The Insolvency Service, a government agency, said 2,163 companies were declared insolvent in June, up 27 percent on a year earlier although down from May’s 2,553, which was the highest since monthly records began in January 2019.
Over the three months to the end of June, there were 6,403 companies declared insolvent. If this figure is confirmed when official quarterly numbers are published later this month, it would be the highest non-seasonally-adjusted calendar-quarter total since the first quarter of 2009.

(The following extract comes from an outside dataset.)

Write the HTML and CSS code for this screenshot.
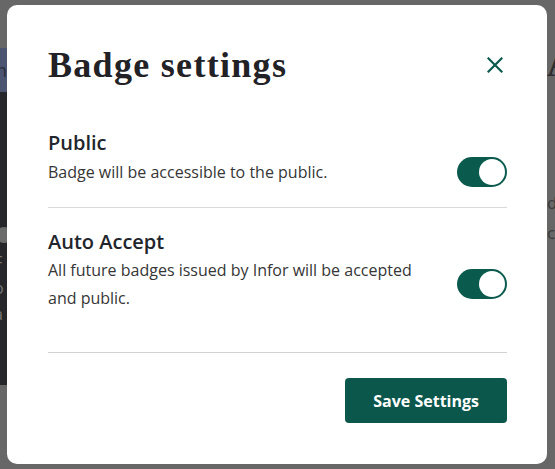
FILE: index.html
```html
<!DOCTYPE html>
<html lang="en">
<head>
<meta charset="utf-8">
<title>Badge settings</title>
<link rel="stylesheet" href="styles.css">
</head>
<body>
<div class="page">
  <div class="side-left">
    <div class="side-band">n</div>
    <div class="side-dark">
      <span class="side-dot"></span>
      <span class="side-text">F<br>o<br>a</span>
    </div>
  </div>
  <div class="side-right">
    <div class="side-big">A</div>
    <div class="side-small">d<br>c</div>
  </div>
</div>

<div class="modal" role="dialog" aria-labelledby="modal-title">
  <header class="modal-header">
    <h1 class="modal-title" id="modal-title">Badge settings</h1>
    <button class="close-btn" aria-label="Close">
      <svg width="16" height="16" viewBox="0 0 16 16" aria-hidden="true">
        <path d="M1.5 1.5 L14.5 14.5 M14.5 1.5 L1.5 14.5" stroke="currentColor" stroke-width="2.2" stroke-linecap="square" fill="none"/>
      </svg>
    </button>
  </header>

  <div class="settings">
    <section class="setting">
      <h2 class="setting-name">Public</h2>
      <div class="setting-row">
        <p class="setting-desc">Badge will be accessible to the public.</p>
        <span class="toggle is-on" role="switch" aria-checked="true"><span class="knob"></span></span>
      </div>
    </section>
    <section class="setting">
      <h2 class="setting-name">Auto Accept</h2>
      <div class="setting-row">
        <p class="setting-desc">All future badges issued by Infor will be accepted and public.</p>
        <span class="toggle is-on" role="switch" aria-checked="true"><span class="knob"></span></span>
      </div>
    </section>
  </div>

  <footer class="modal-footer">
    <button class="save-btn">Save Settings</button>
  </footer>
</div>
</body>
</html>
```

FILE: styles.css
```css
* { box-sizing: border-box; }

html, body {
  margin: 0;
  padding: 0;
}

body {
  width: 555px;
  height: 469px;
  overflow: hidden;
  background: #676767;
  font-family: "Open Sans", "Liberation Sans", sans-serif;
}

.page {
  display: flex;
  justify-content: space-between;
  height: 469px;
}

.side-left {
  width: 8px;
  padding-top: 48px;
  overflow: hidden;
}

.side-band {
  height: 44px;
  background: #4b5470;
  color: #2a2f40;
  font-size: 18px;
  line-height: 44px;
  margin-left: -4px;
  padding-left: 0;
}

.side-dark {
  height: 293px;
  background: #26272b;
  padding-top: 135px;
  display: flex;
  flex-direction: column;
  color: #777;
}

.side-dot {
  display: block;
  width: 16px;
  height: 16px;
  border-radius: 50%;
  background: #6b6b6b;
  margin-left: -4px;
}

.side-text {
  font-size: 16px;
  line-height: 26px;
  margin-left: -6px;
  margin-top: 6px;
}

.side-right {
  width: 8px;
  padding-top: 44px;
  overflow: hidden;
}

.side-big {
  font-family: "Liberation Serif", serif;
  font-weight: 700;
  font-size: 37px;
  line-height: 40px;
  color: #2e2e2e;
}

.side-small {
  margin-top: 104px;
  font-size: 17px;
  line-height: 30px;
  color: #3a3a3a;
}

.modal {
  position: absolute;
  left: 7px;
  top: 5px;
  width: 540px;
  height: 459px;
  background: #fff;
  border-radius: 10px;
  padding: 40px 40px 41px 41px;
  display: flex;
  flex-direction: column;
}

.modal-header {
  display: flex;
  align-items: center;
  justify-content: space-between;
  margin-bottom: 24px;
}

.modal-title {
  margin: 0;
  font-family: "Liberation Serif", serif;
  font-weight: 700;
  font-size: 36px;
  line-height: 40px;
  letter-spacing: 1.3px;
  color: #222226;
}

.close-btn {
  width: 24px;
  height: 24px;
  padding: 0;
  border: 0;
  background: none;
  color: #0b5a4e;
  display: flex;
  align-items: center;
  justify-content: center;
}

.settings {
  border-bottom: 1px solid #d2d2d2;
  padding-bottom: 40px;
}

.setting {
  padding-top: 20px;
}

.setting:first-child {
  padding-bottom: 20px;
  border-bottom: 1px solid #d9d9d9;
}

.setting-name {
  margin: 0;
  font-size: 20px;
  line-height: 28px;
  font-weight: 600;
  color: #22262c;
}

.setting-row {
  display: flex;
  align-items: center;
  gap: 24px;
}

.setting-desc {
  flex: 1;
  margin: 0;
  font-size: 16px;
  line-height: 28px;
  color: #363636;
}

.toggle {
  flex: none;
  width: 50px;
  height: 30px;
  border-radius: 15px;
  background: #0b5a4e;
  display: flex;
  align-items: center;
  justify-content: flex-end;
  padding: 2px;
}

.knob {
  width: 26px;
  height: 26px;
  border-radius: 50%;
  background: #fff;
}

.modal-footer {
  margin-top: auto;
  display: flex;
  justify-content: flex-end;
}

.save-btn {
  height: 45px;
  padding: 0 28px;
  border: 0;
  border-radius: 4px;
  background: #0b574c;
  color: #fff;
  font-family: "Open Sans", "Liberation Sans", sans-serif;
  font-weight: 700;
  font-size: 16px;
}
```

“The monthly figures confirm what we are seeing on the ground – that UK corporates are struggling to cope with a challenging combination of rising interest rates, sticky inflation, higher wage expectations whilst recovering from a hangover of Covid debt,” said Gareth Harris, a partner at RSM UK Restructuring Advisory.
As usual, most company insolvencies were creditors’ voluntary liquidations – where company directors and creditors agree to wind up a company without a formal court order.
There were 260 compulsory liquidations in June, 77 percent more than a year earlier, which the Insolvency Service said partly reflected more winding-up petitions for unpaid taxes.
However, RSM said it expected the number of insolvencies to fall by more than 10 percent by the end of this year, despite rising Bank of England interest rates which financial markets expect to reach 6 percent by November, the highest since 2001.
“The drop is likely to come mainly from a fall in ‘shut down’ Creditors’ Voluntary Liquidations where the catch-up from low points of Covid and Government support will largely be flushed out,” Harris said.
Britain’s government lent businesses 80 billion pounds during the pandemic and put a temporary hold on many debt proceedings, which only fully ended in April 2022.